Remember, this blood is going back oxygenated, even though it hasn’t traveled to the lungs; it’s oxygenated because it’s been shunted directly from the arteries to the veins without going through the capillaries, where internal respiration occurs. Therefore, because most of our blood returns to the heart already oxygenated, we don’t need to breathe as much when we’re asleep. This system also helps reduce radical free ions which would result from unneeded oxygen flowing through inactive tissue.

In addition to reducing blood flow in skeletal muscles when we are asleep, the mini-shunts serve an another function, one similar to that of an air bladder in a standing pipe behind a water spigot.
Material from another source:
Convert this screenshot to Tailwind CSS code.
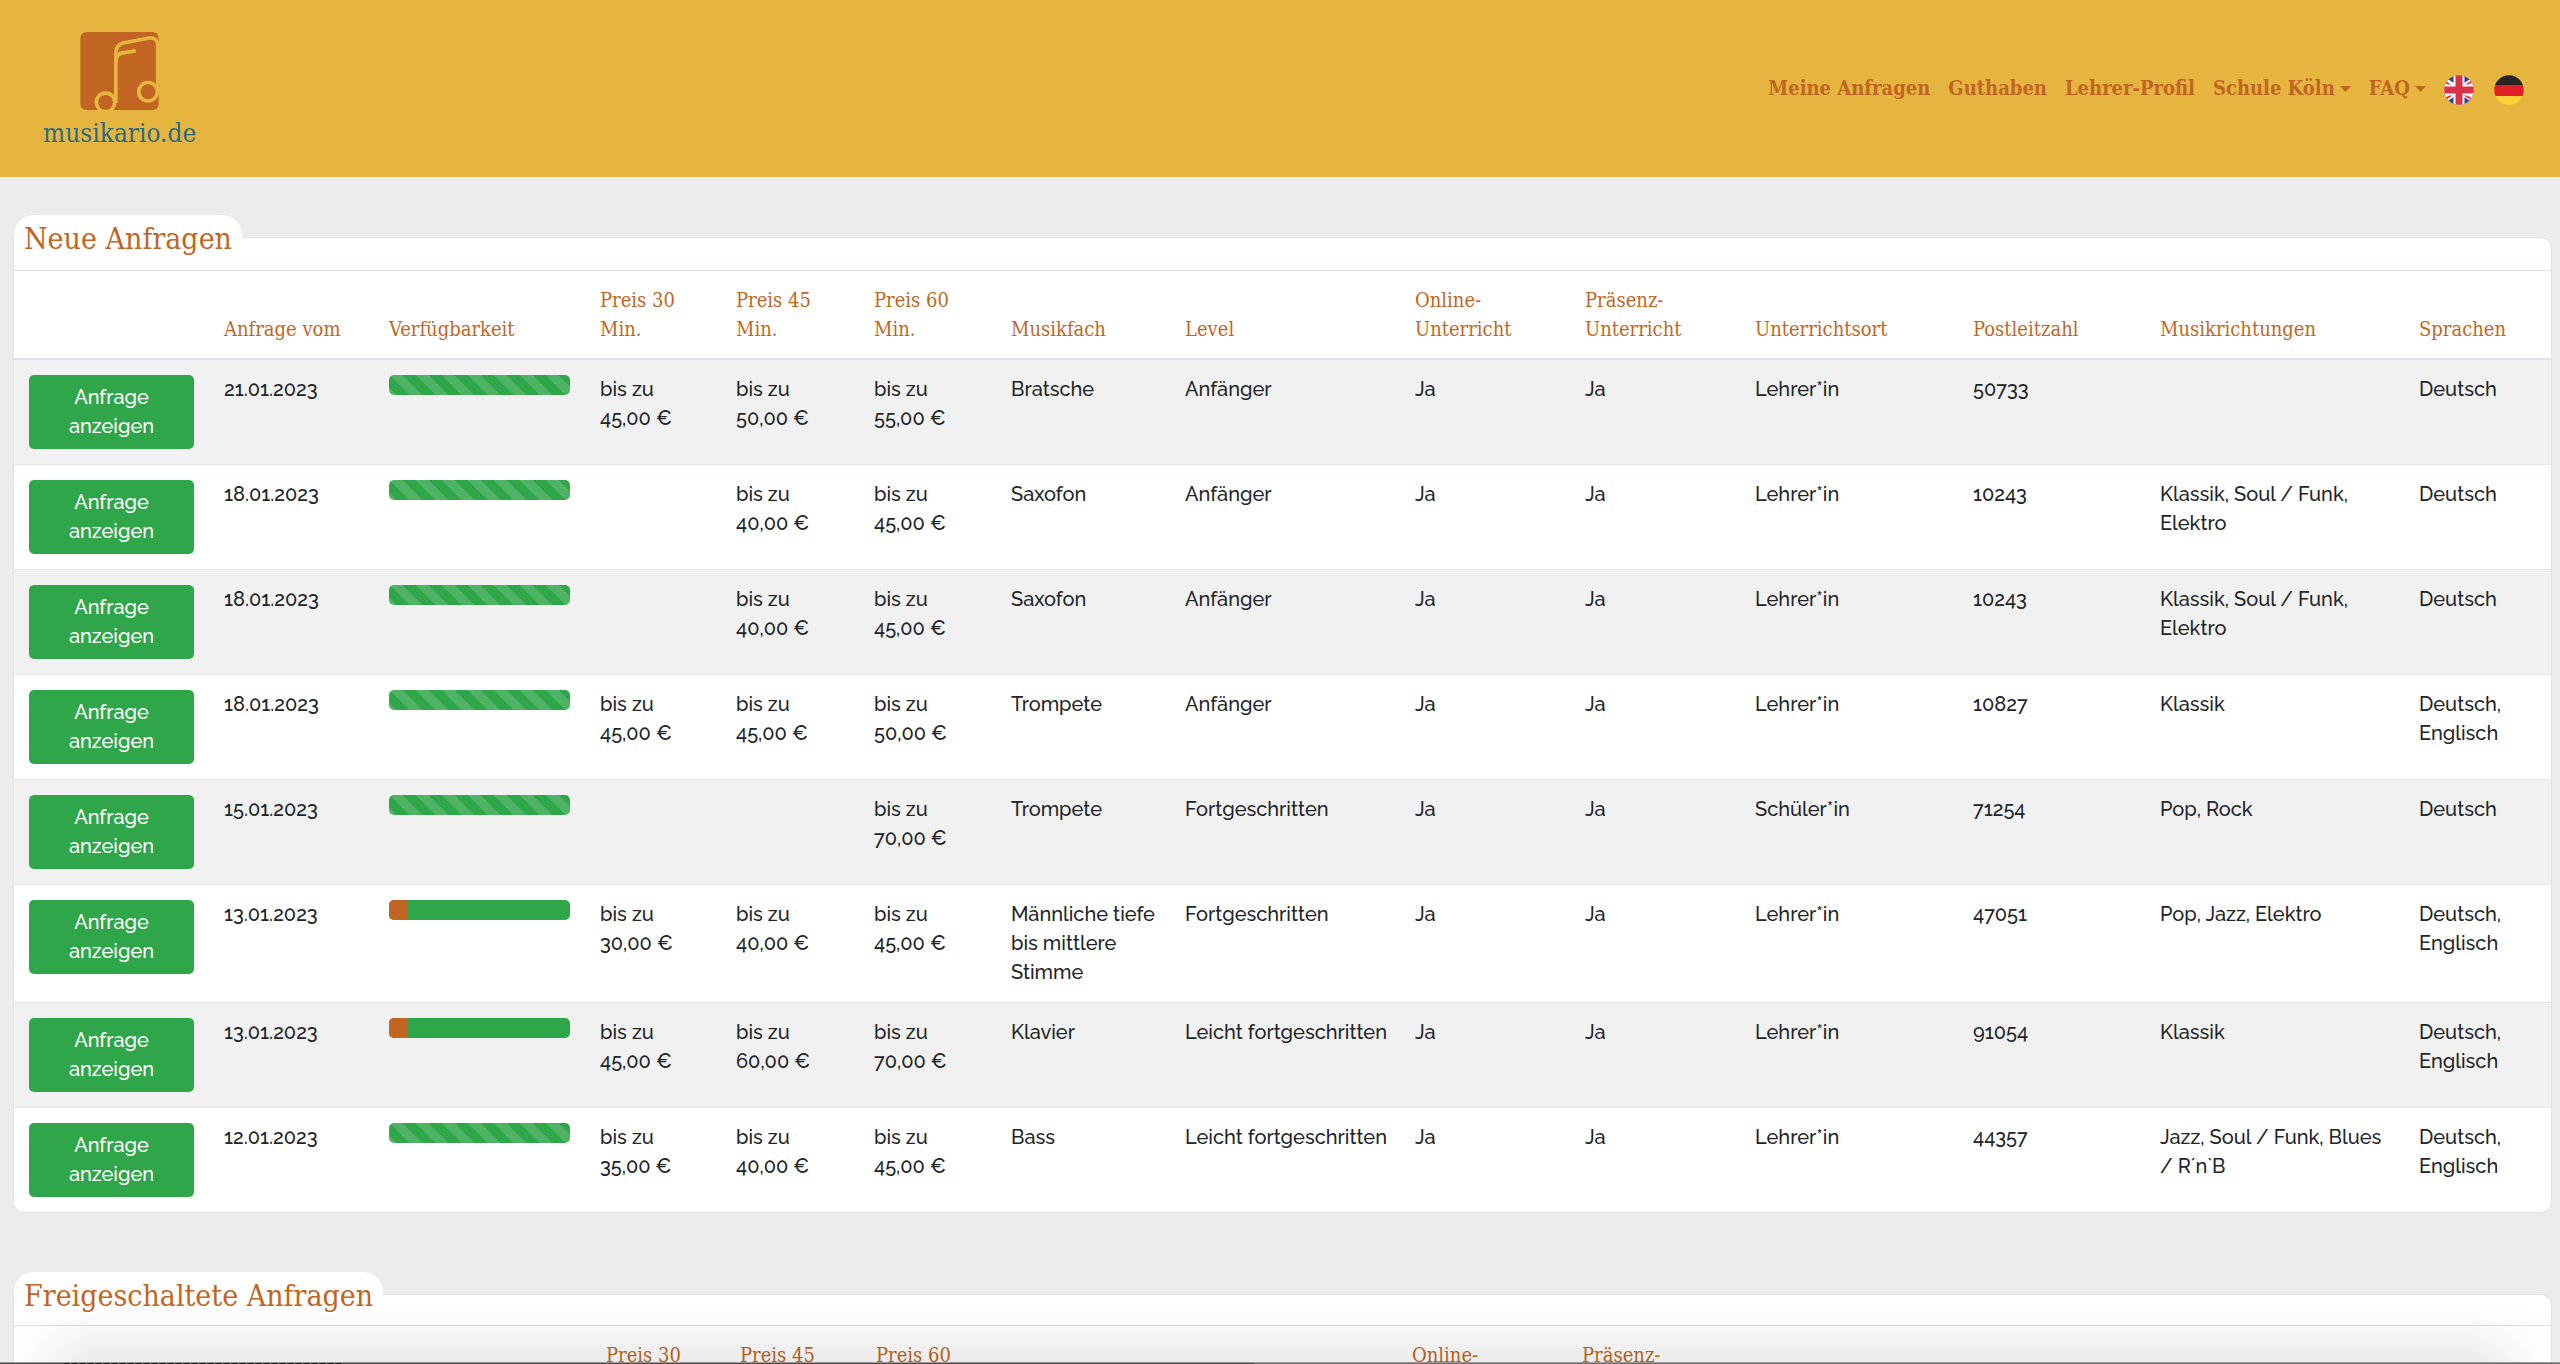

If water running out of a spigot is suddenly shut off, the inertia of the water in motion can blow the spigot right off the wall without captured air and the stand-pipe.

When we move into action, our blood flow increases and the capillaries open; blood already in motion is diverted from the shunts to the capillary. Then, if the activity level in that tissue suddenly shuts down, the capillary also shuts suddenly (capillaries are equipped with very tiny sphincter muscles which are either contracted or not contracted. Muscle contraction is all or none, and therefore, all sphincter muscles are open or closed). Without these alternate thoroughfare channel routes, the blood would slam against capillary sphincters, breaking the capillaries. Instead, our bodies divert the fluid flow into mini-shunts (thoroughfare channels).

One last thing on the circulation: although you’ve probably heard about only 1 tibial vein, there are several – 1 very large one and 6 to 8 smaller, running directly through the soleus muscle in the calf.  Although they are rarely depicted in drawings they are nevertheless present within this muscle. Normally the main arteries and veins are located in the septum between the muscles, with only very small arterioles and venules lying between the fascicles within a muscle. These full-blown tibial veins lying between the fascicles within the soleus are the only exceptions.

Because of this, the soleus acts as an auxiliary heart pump during walking; it is actually referred to as a second heart. Therefore I want to reiterate the importance of the soleus muscle, and stress that all therapists must always take special care with this muscle. This means both treating it for any hypertonus, as well as handling it very gently and consciously. Think of it as a very delicate area, and never allow anyone to massage your soleus deeply or along the belly of the muscle.

(As an interesting aside, liver metabolism also changes when we’re asleep. We produce prostaglandins in the morning, which slightly elevate our muscle tension for the daytime activity. While sleeping, the liver gets rid of the day’s prostaglandins, and we produce more when we arise again. If we miss a night’s sleep, we tend to retain the previous day’s prostaglandins and add them to those produced the following day, which explains why the longer we go without sleep, the more tense we become.)